You are viewing a plain text version of this content. The canonical link for it is here.
Posted to dev@spark.apache.org by Luyi Wang <wa...@gmail.com> on 2016/06/16 23:35:48 UTC

Regarding on the dataframe stat frequent

Hey there:

The frequent item in dataframe stat package seems not accurate. In the
documentation,it did mention that it has false positive but still seems
incorrect.

Wondering if this is all known problem or not?


Here is a quick example showing the problem.

val sqlContext = new SQLContext(sc)
import sqlContext.implicits._

val rows = Seq((0,"a"),(1, "c"),(2, "a"),(3, "a"),(4, "b"),(5,
"d")).toDF("id", "category")
val history = rows.toDF("id", "category")

history.stat.freqItems(Array("category"),0.5).show
history.stat.freqItems(Array("category"),0.3).show
history.stat.freqItems(Array("category"),0.51).show
history.stat.freqItems(Array("category")).show


Here is the output

+------------------+
|category_freqItems|
+------------------+
|            [d, a]|
+------------------+

+------------------+
|category_freqItems|
+------------------+
|               [a]|
+------------------+

+------------------+
|category_freqItems|
+------------------+
|                []|
+------------------+

+------------------+
|category_freqItems|
+------------------+
|      [b, d, a, c]|
+------------------+



The problem results from the freqItemCounter class's add function which is
used in the function singlePassFreqItems aggregation stage.

Regarding on the paper, the return size of the frequent set can't be larger
than 1/minimum_support,which we indicated as k hereby, so that  in
singlePassFreqItems
the counterMap is created with this size.

The logic of the add function is following:

To add up the counter of a item, when it already exists in the map,  the
counter is added up.If it doesn't exist and also map size less than k, it
inserts.  if it doesn't exist and also current size just equal to size k,
then it will compare the inserted count with the minimum value. if the
counter of the to be inserted item is larger than or equals to the current
minimum, item is inserted and all items with counter value larger than
current minimum would and smaller and equals to will be removed.  If
counter of the to be inserted item is smaller than the current minimum,
item won't be inserted and counters of all items in the map will be deduct
the inserted counter value.

Problem:

Since it would retain the items larger than the current minimum,  if the
current minimum is just happened to be the count of second most frequent
item. it would be removed if the to be inserted item has the same count.
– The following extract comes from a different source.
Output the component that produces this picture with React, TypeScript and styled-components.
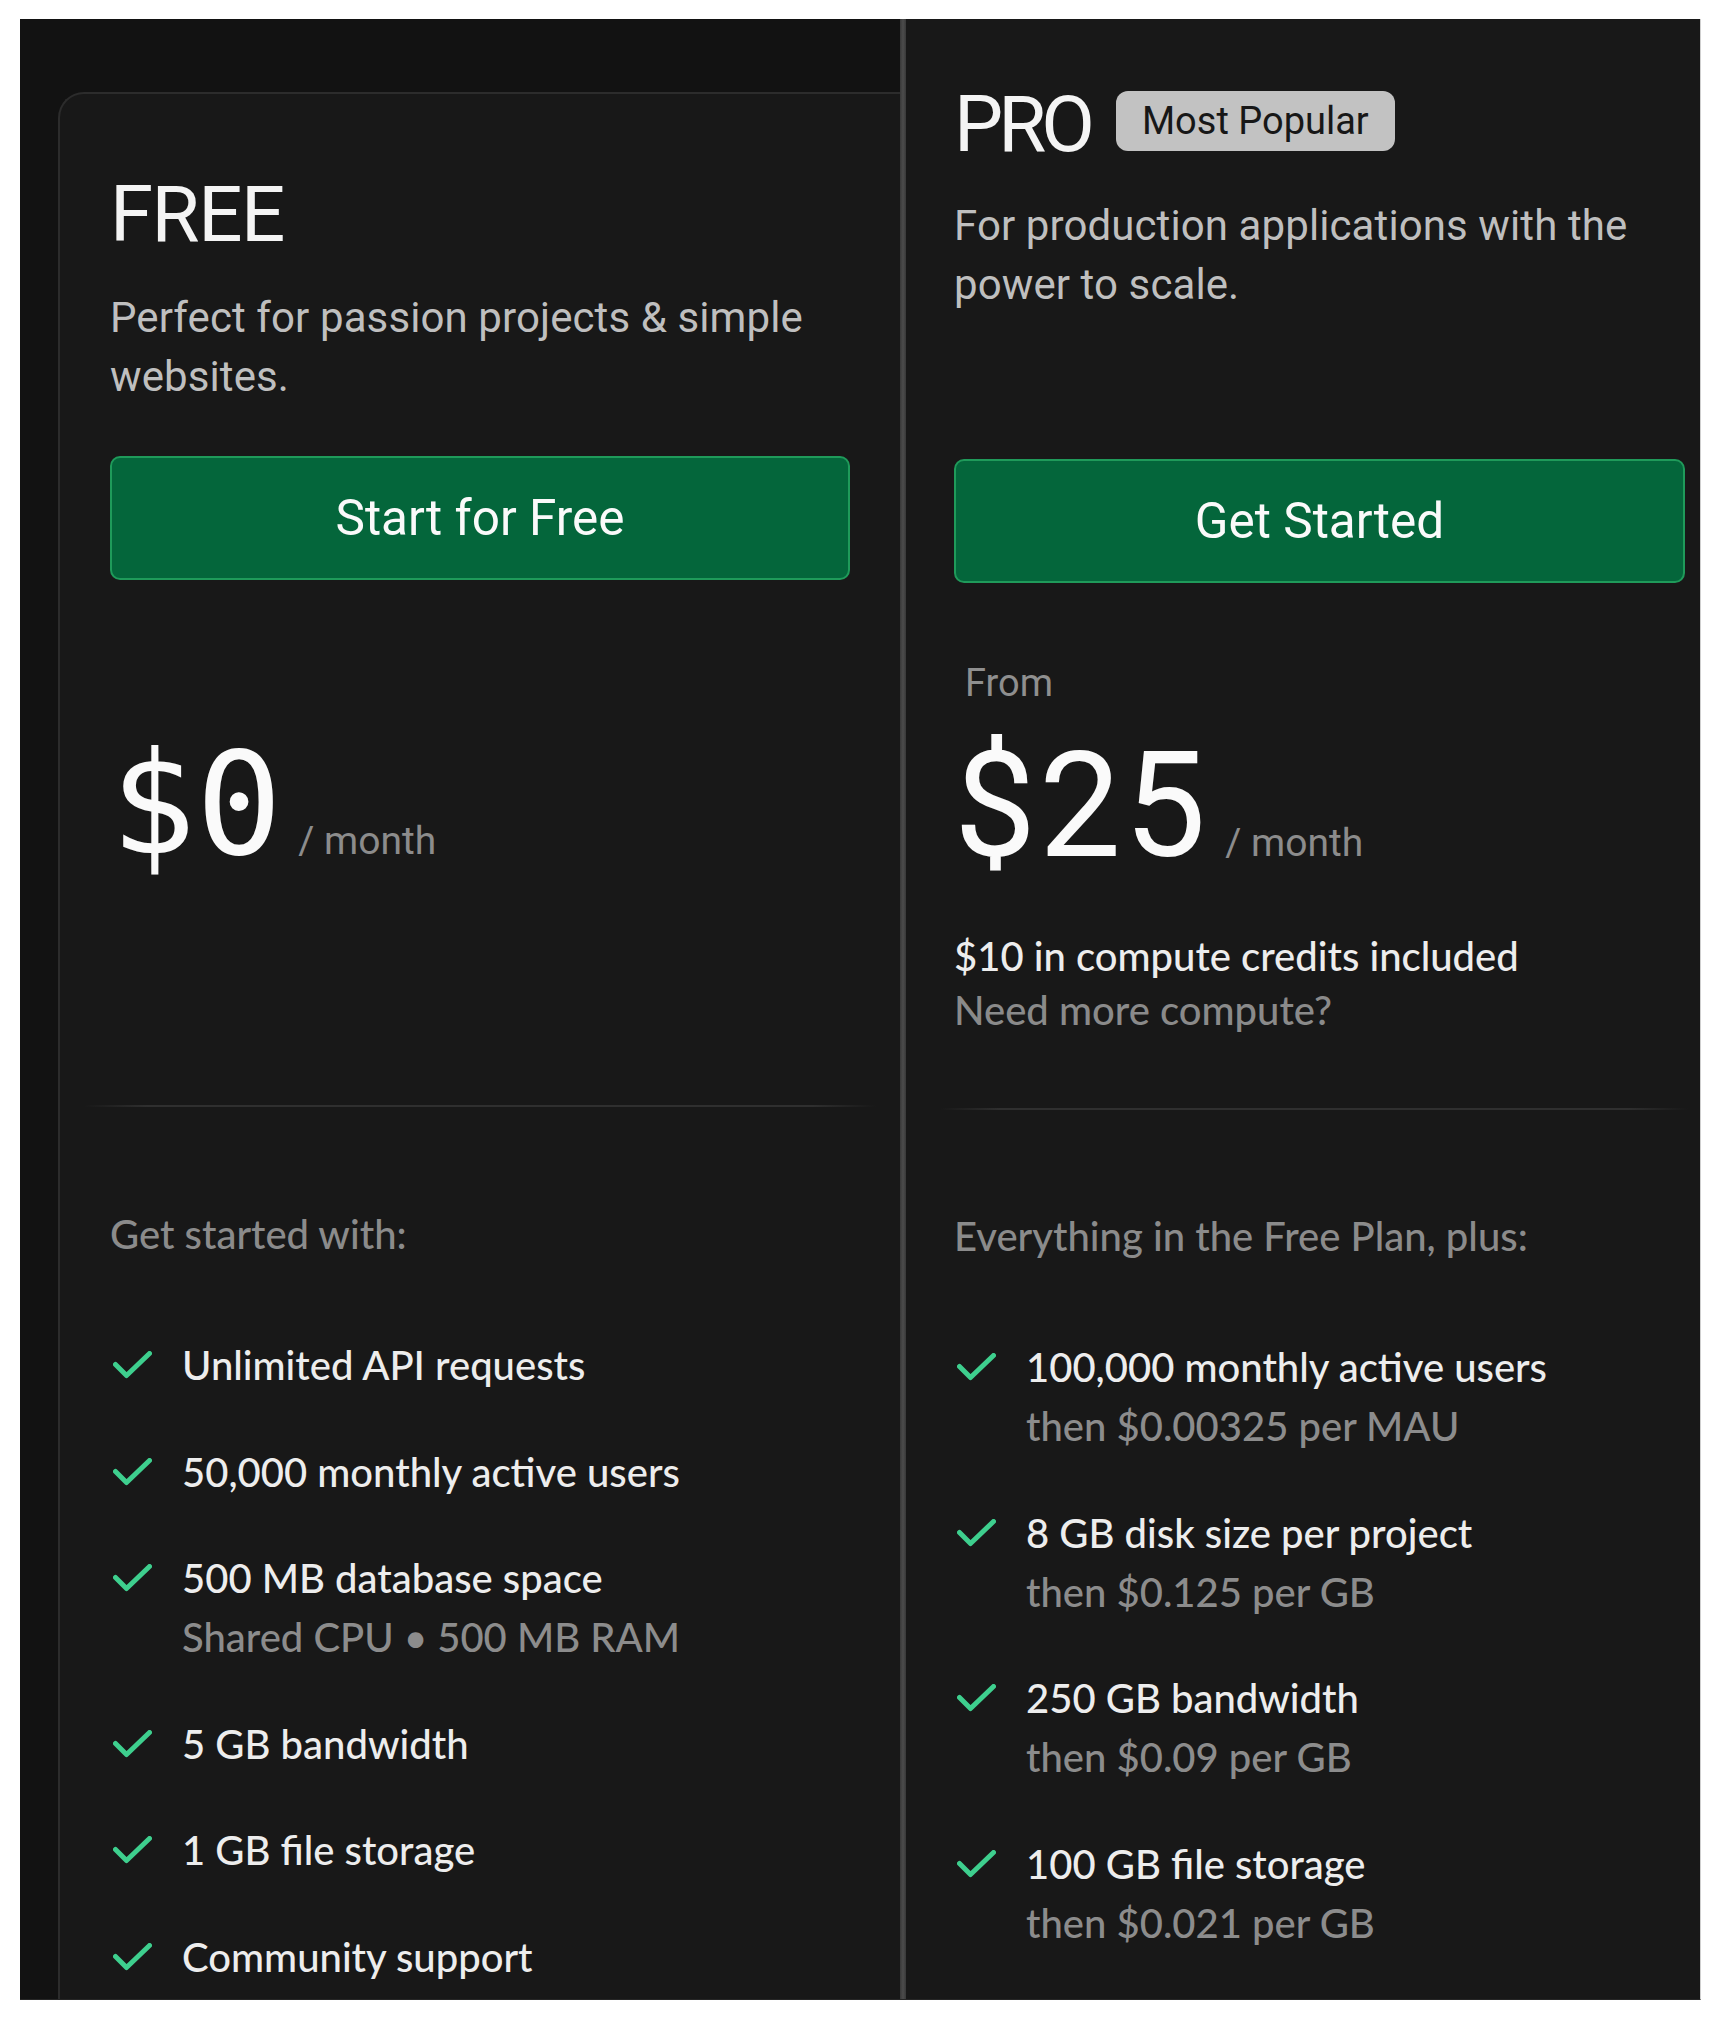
import React from "react";
import styled, { createGlobalStyle } from "styled-components";

const Global = createGlobalStyle`
  html, body { margin: 0; padding: 0; background: #ffffff; }
  *, *::before, *::after { box-sizing: border-box; }
`;

const Frame = styled.div`
  margin: 19px 0 0 20px;
  width: 1681px;
  height: 1981px;
  display: grid;
  grid-template-columns: 880px 6px 1fr;
  background: #121212;
  border-right: 1px solid #cfcfcf;
  border-bottom: 1px solid #262626;
  overflow: hidden;
  font-family: Roboto, "Liberation Sans", sans-serif;
`;

const LeftSection = styled.section`
  padding: 73px 0 0 38px;
  display: flex;
  flex-direction: column;
`;

const Card = styled.div`
  flex: 1;
  background: #181818;
  border-top: 2px solid #2c2c2c;
  border-left: 2px solid #2c2c2c;
  border-top-left-radius: 26px;
  padding: 82px 50px 0 50px;
  display: flex;
  flex-direction: column;
`;

const Separator = styled.div`
  background: linear-gradient(90deg, #383838, #4c4c4c 50%, #383838);
`;

const RightSection = styled.section`
  background: #181818;
  padding: 67px 15px 0 48px;
  display: flex;
  flex-direction: column;
`;

const TitleRow = styled.div`
  display: flex;
  align-items: flex-start;
  gap: 26px;
`;

const Title = styled.h2<{ $spacing: number }>`
  margin: 0;
  font-family: Roboto, "Liberation Sans", sans-serif;
  font-weight: 400;
  font-size: 78px;
  line-height: 78px;
  letter-spacing: ${(p) => p.$spacing}px;
  color: #f4f4f4;
`;

const Badge = styled.span`
  margin-top: 5px;
  height: 60px;
  padding: 0 26px;
  display: inline-flex;
  align-items: center;
  background: #c2c2c2;
  color: #171717;
  border-radius: 12px;
  font-size: 38px;
  font-family: Roboto, "Liberation Sans", sans-serif;
`;

const Desc = styled.p<{ $mt: number }>`
  margin: ${(p) => p.$mt}px 0 0;
  font-size: 42px;
  line-height: 59px;
  letter-spacing: 0.1px;
  color: #bfbfbf;
`;

const CTA = styled.button<{ $mt: number }>`
  margin-top: ${(p) => p.$mt}px;
  width: 100%;
  height: 124px;
  flex-shrink: 0;
  background: #04663b;
  border: 2px solid #1f9a5a;
  border-radius: 10px;
  color: #fafafa;
  font-family: Roboto, "Liberation Sans", sans-serif;
  font-size: 49.5px;
  font-weight: 400;
  cursor: pointer;
`;

const FromLabel = styled.div`
  margin-top: 77px;
  padding-left: 11px;
  font-size: 38px;
  line-height: 46px;
  color: #8f8f8f;
`;

const PriceRow = styled.div<{ $mt: number }>`
  margin-top: ${(p) => p.$mt}px;
  display: flex;
  align-items: baseline;
`;

const Amount = styled.span<{ $mono?: boolean }>`
  font-family: ${(p) =>
    p.$mono ? '"DejaVu Sans Mono", "Liberation Mono", monospace' : 'Roboto, "Liberation Sans", sans-serif'};
  font-size: ${(p) => (p.$mono ? 143 : 146)}px;
  line-height: 1;
  color: #fafafa;
  letter-spacing: ${(p) => (p.$mono ? 0 : 3)}px;
`;

const Per = styled.span`
  margin-left: 16px;
  font-size: 39px;
  color: #8c8c8c;
`;

const Credits = styled.div`
  margin-top: 49px;
  font-family: Lato, Roboto, sans-serif;
  font-weight: 500;
  font-size: 40px;
  line-height: 54px;
  color: #ededed;
`;

const Muted = styled.div`
  color: #8a8a8a;
`;

const HRule = styled.div<{ $mt: number; $left: number; $right: number }>`
  height: 2px;
  flex-shrink: 0;
  margin: ${(p) => p.$mt}px ${(p) => -p.$right}px 0 ${(p) => -p.$left}px;
  background: linear-gradient(90deg, rgba(46, 46, 46, 0), #2f2f2f 8%, #2f2f2f 92%, rgba(46, 46, 46, 0));
`;

const ListHeader = styled.div<{ $mt: number }>`
  margin-top: ${(p) => p.$mt}px;
  font-family: Lato, Roboto, sans-serif;
  font-weight: 500;
  font-size: 40px;
  line-height: 59px;
  color: #8b8b8b;
`;

const List = styled.ul`
  list-style: none;
  margin: 72px 0 0;
  padding: 0;
  display: flex;
  flex-direction: column;
  gap: 47.6px;
`;

const Item = styled.li`
  display: flex;
  align-items: flex-start;
  gap: 30px;
`;

const CheckSvg = styled.svg`
  width: 39px;
  height: 28px;
  margin: 15px 0 0 3px;
  flex-shrink: 0;
`;

const ItemText = styled.div`
  display: flex;
  flex-direction: column;
  font-family: Lato, Roboto, sans-serif;
  font-weight: 500;
  font-size: 40px;
  line-height: 59px;
  color: #ededed;
`;

const Sub = styled.span`
  color: #8c8c8c;
`;

const Check = () => (
  <CheckSvg viewBox="0 0 39 28" fill="none">
    <polyline
      points="2.5,13.5 13.5,24.5 36.5,2.5"
      stroke="#3ecf8e"
      strokeWidth="5"
      strokeLinecap="round"
      strokeLinejoin="round"
    />
  </CheckSvg>
);

type Feature = { main: string; sub?: string };

const freeFeatures: Feature[] = [
  { main: "Unlimited API requests" },
  { main: "50,000 monthly active users" },
  { main: "500 MB database space", sub: "Shared CPU • 500 MB RAM" },
  { main: "5 GB bandwidth" },
  { main: "1 GB file storage" },
  { main: "Community support" },
];

const proFeatures: Feature[] = [
  { main: "100,000 monthly active users", sub: "then $0.00325 per MAU" },
  { main: "8 GB disk size per project", sub: "then $0.125 per GB" },
  { main: "250 GB bandwidth", sub: "then $0.09 per GB" },
  { main: "100 GB file storage", sub: "then $0.021 per GB" },
];

const FeatureList = ({ items }: { items: Feature[] }) => (
  <List>
    {items.map((f) => (
      <Item key={f.main}>
        <Check />
        <ItemText>
          <span>{f.main}</span>
          {f.sub && <Sub>{f.sub}</Sub>}
        </ItemText>
      </Item>
    ))}
  </List>
);

export default function App() {
  return (
    <>
      <Global />
      <Frame>
        <LeftSection>
          <Card>
            <Title $spacing={-1.5}>FREE</Title>
            <Desc $mt={34}>Perfect for passion projects &amp; simple websites.</Desc>
            <CTA $mt={50}>Start for Free</CTA>
            <PriceRow $mt={153}>
              <Amount $mono>$0</Amount>
              <Per>/ month</Per>
            </PriceRow>
            <HRule $mt={229} $left={26} $right={26} />
            <ListHeader $mt={98}>Get started with:</ListHeader>
            <FeatureList items={freeFeatures} />
          </Card>
        </LeftSection>
        <Separator />
        <RightSection>
          <TitleRow>
            <Title $spacing={-5}>PRO</Title>
            <Badge>Most Popular</Badge>
          </TitleRow>
          <Desc $mt={32}>For production applications with the power to scale.</Desc>
          <CTA $mt={145}>Get Started</CTA>
          <FromLabel>From</FromLabel>
          <PriceRow $mt={28}>
            <Amount>$25</Amount>
            <Per>/ month</Per>
          </PriceRow>
          <Credits>
            <div>$10 in compute credits included</div>
            <Muted>Need more compute?</Muted>
          </Credits>
          <HRule $mt={71} $left={14} $right={3} />
          <ListHeader $mt={97}>Everything in the Free Plan, plus:</ListHeader>
          <FeatureList items={proFeatures} />
        </RightSection>
      </Frame>
    </>
  );
}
In
this case, possibly a smaller one would be inserted in the map afterward
and returned later.

Given one example here. "a" appears 3 times, "b" and "c" both appears 2
times, "d" appears only once, total 8 times, For minimum support 0.5, the
map is initiated with size 2.   The correct answer should return items
appears more than 4 times, which is empty. However it returns "a" and "d".
The reason it returned two items is because of map size. The reason "d" is
returned is because that "b" and "c" appear the same amount and more than
"d", but they are cleaned when either one of them already inserted and the
map reach the size limitation. and when "d" is to be inserted, size is
smaller and it is inserted.


val rows = Seq((0,"a"),(1, "b"),(2, "a"),(3, "a"),(4, "b"),(5,
"c"),(6,"c"),(7,"d")).toDF("id", "category")
val history = rows.toDF("id", "category")

history.stat.freqItems(Array("category"),0.5).show
history.stat.freqItems(Array("category"),0.3).show
history.stat.freqItems(Array("category"),0.51).show
history.stat.freqItems(Array("category")).show


+------------------+
|category_freqItems|
+------------------+
|            [d, a]|
+------------------+

+------------------+
|category_freqItems|
+------------------+
|         [b, a, c]|
+------------------+

+------------------+
|category_freqItems|
+------------------+
|                []|
+------------------+

+------------------+
|category_freqItems|
+------------------+
|      [b, d, a, c]|
+------------------+


Hope this explains the problem.

Thanks.

-Luyi.

Re: Regarding on the dataframe stat frequent

Posted by Sean Owen <so...@cloudera.com>.
If you have a clean test case demonstrating the desired behavior, and
a change which makes it work that way, yes make a JIRA and PR.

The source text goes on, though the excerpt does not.